Another bestseller book is How to Be a Good Neighbor, by Abdourahamane Tchiani. Nigeria has had many troubles with its neighbours, including the spread of Chadian rebels into the North East, Bakassi border dispute with Cameroon and the Hamani Tijani cross-border vehicle robbery saga with Benin Republic. This book by Tchiani is therefore highly welcome. It advocates the diversification of governance models by replacing democracy with military rule; detaining an overthrown president without trial as a lesson to African rulers; capitalizing on cross-border ethnic relations to  mobilise support from Northern Nigerians; wrecking a 50 year old regional economic bloc and setting up a rival Alliance of Sahelian States; stopping the flow of Sallah rams so that Nigeria can conserve its foreign exchange; by sending social media posts to reveal a French takeover of Nigeria; and by allowing Lakurawa fighters free movement across the border.
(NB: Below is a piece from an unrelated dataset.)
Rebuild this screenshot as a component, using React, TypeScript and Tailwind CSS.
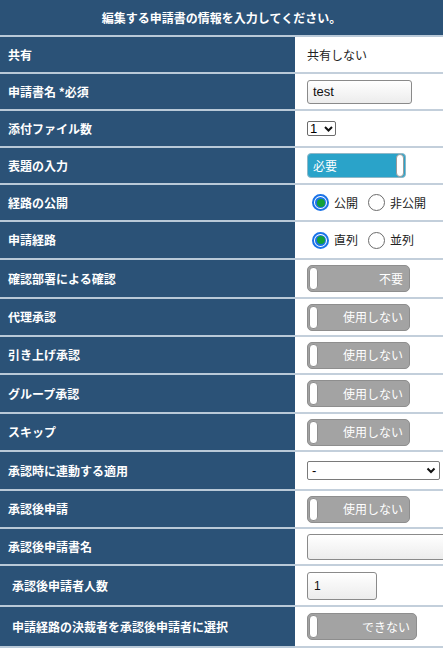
import React from "react";

const font = { fontFamily: '"Noto Sans CJK JP", "Noto Sans", sans-serif' };

function Toggle({ label, on = false, wide = false }: { label: string; on?: boolean; wide?: boolean }) {
  if (on) {
    return (
      <div className="flex items-center h-[25px] w-[99px] rounded-[4px] bg-[#2aa3c9] border border-[#8fb8c8] pl-[5px] pr-[1px]">
        <span className="flex-1 text-[12px] text-white">{label}</span>
        <div className="h-[23px] w-[8px] rounded-[4px] bg-white border border-[#9a9a9a]" />
      </div>
    );
  }
  return (
    <div className={`flex items-center h-[27px] ${wide ? "w-[110px]" : "w-[103px]"} rounded-[5px] bg-[#a3a3a3] border border-[#8e8e8e] pl-[1px] pr-[6px]`}>
      <div className="h-[23px] w-[9px] rounded-[4px] bg-white border border-[#8e8e8e]" />
      <span className="flex-1 text-right text-[12px] text-white">{label}</span>
    </div>
  );
}

function Radio({ label, checked }: { label: string; checked?: boolean }) {
  return (
    <div className="flex items-center gap-[5px]">
      {checked ? (
        <div className="w-[17px] h-[17px] rounded-full border-2 border-[#1a73e8] flex items-center justify-center">
          <div className="w-[11px] h-[11px] rounded-full bg-[#1a73e8] flex items-center justify-center">
            <div className="w-[8px] h-[8px] rounded-full bg-[#12a03a]" />
          </div>
        </div>
      ) : (
        <div className="w-[17px] h-[17px] rounded-full border border-[#6b6b6b] bg-white" />
      )}
      <span className="text-[12px] text-[#222]">{label}</span>
    </div>
  );
}

const rows: { label: string; h: string; indent?: boolean; content: React.ReactNode }[] = [
  { label: "共有", h: "h-[37px]", content: <span className="text-[12px] text-[#222]">共有しない</span> },
  {
    label: "申請書名 *必須",
    h: "h-[37px]",
    content: (
      <div className="w-[105px] h-[24px] rounded-[3px] border border-[#8a8a8a] bg-gradient-to-b from-white to-[#ececec] px-[5px] flex items-center text-[13px] text-[#111]" style={{ fontFamily: '"Liberation Sans", Arial, sans-serif' }}>
        test
      </div>
    ),
  },
  {
    label: "添付ファイル数",
    h: "h-[37px]",
    content: (
      <div className="h-[15px] w-[29px] border border-[#6b6b6b] rounded-[2px] flex items-center justify-between px-[2px] text-[13px] text-black" style={{ fontFamily: '"Liberation Sans", Arial, sans-serif' }}>
        1
        <svg width="9" height="6" viewBox="0 0 9 6"><path d="M1 1l3.5 3.5L8 1" stroke="#111" strokeWidth="2" fill="none" /></svg>
      </div>
    ),
  },
  { label: "表題の入力", h: "h-[37px]", content: <Toggle label="必要" on /> },
  {
    label: "経路の公開",
    h: "h-[37px]",
    content: (
      <div className="flex items-center gap-[10px] pl-[5px]">
        <Radio label="公開" checked />
        <Radio label="非公開" />
      </div>
    ),
  },
  {
    label: "申請経路",
    h: "h-[38px]",
    content: (
      <div className="flex items-center gap-[10px] pl-[5px]">
        <Radio label="直列" checked />
        <Radio label="並列" />
      </div>
    ),
  },
  { label: "確認部署による確認", h: "h-[39px]", content: <Toggle label="不要" /> },
  { label: "代理承認", h: "h-[38px]", content: <Toggle label="使用しない" /> },
  { label: "引き上げ承認", h: "h-[38px]", content: <Toggle label="使用しない" /> },
  { label: "グループ承認", h: "h-[39px]", content: <Toggle label="使用しない" /> },
  { label: "スキップ", h: "h-[38px]", content: <Toggle label="使用しない" /> },
  {
    label: "承認時に連動する適用",
    h: "h-[39px]",
    content: (
      <div className="w-[133px] h-[19px] border border-[#7a7a7a] rounded-[2px] flex items-center justify-between pl-[4px] pr-[3px] text-[13px] text-black" style={{ fontFamily: '"Liberation Sans", Arial, sans-serif' }}>
        -
        <svg width="10" height="7" viewBox="0 0 10 7"><path d="M1.5 1.5l3.5 3.5 3.5-3.5" stroke="#111" strokeWidth="2" fill="none" /></svg>
      </div>
    ),
  },
  { label: "承認後申請", h: "h-[38px]", content: <Toggle label="使用しない" /> },
  {
    label: "承認後申請書名",
    h: "h-[37px]",
    content: <div className="w-[160px] shrink-0 h-[26px] rounded-[3px] border border-[#8a8a8a] bg-gradient-to-b from-white to-[#ececec]" />,
  },
  {
    label: "承認後申請者人数",
    h: "h-[41px]",
    indent: true,
    content: (
      <div className="w-[70px] h-[28px] rounded-[3px] border border-[#8a8a8a] bg-gradient-to-b from-white to-[#ececec] px-[6px] flex items-center text-[12px] text-[#111]" style={{ fontFamily: '"Liberation Sans", Arial, sans-serif' }}>
        1
      </div>
    ),
  },
  { label: "申請経路の決裁者を承認後申請者に選択", h: "h-[41px]", indent: true, content: <Toggle label="できない" wide /> },
];

export default function App() {
  return (
    <div className="w-[443px] h-[657px] bg-white overflow-hidden" style={font}>
      <div className="h-[37px] bg-[#2b5277] border-b-2 border-[#b9c9d8] flex items-center justify-center">
        <span className="text-[12px] font-bold text-white">編集する申請書の情報を入力してください。</span>
      </div>
      {rows.map((r) => (
        <div key={r.label} className={`flex ${r.h}`}>
          <div className={`w-[295px] shrink-0 bg-[#2b5277] border-b-2 border-[#b9c9d8] flex items-center ${r.indent ? "pl-[12px]" : "pl-[8px]"}`}>
            <span className="text-[12px] font-bold text-white">{r.label}</span>
          </div>
          <div className="flex-1 min-w-0 bg-white border-b-2 border-[#c3cfdb] flex items-center pl-[12px] overflow-hidden">
            {r.content}
          </div>
        </div>
      ))}
    </div>
  );
}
A rather strange appearance of Nigeria’s Bestseller List is How to Keep States United, by Donald Trump. It is exactly 160 years since the American Civil War ended with the defeat of the Confederate States, so this book by Donald Trump is very timely. The strategy includes federalizing the DC police; sending federal marshals to take over Chicago and all Democratic-controlled cities; retrenching a million federal workers; kicking out the billionaire who did the retrenchment; deporting undocumented migrants to Uganda; imposing punitive tariffs on friends and foes alike; absorbing Canada into the USA; seizing Greenland from Denmark; renaming Gulf of Mexico to Gulf of America; punishing any wire service that still calls it Gulf of Mexico; wreck the NATO alliance; cozy up to Vladimir Putin; pretend to try to end the Ukraine war; start a trade war with China and India; pretend to broker peace between Israel and Iran and suddenly bomb Iran; send a naval flotilla to overthrow the President of Venezuela; then encourage Israel to continue its genocide in Gaza.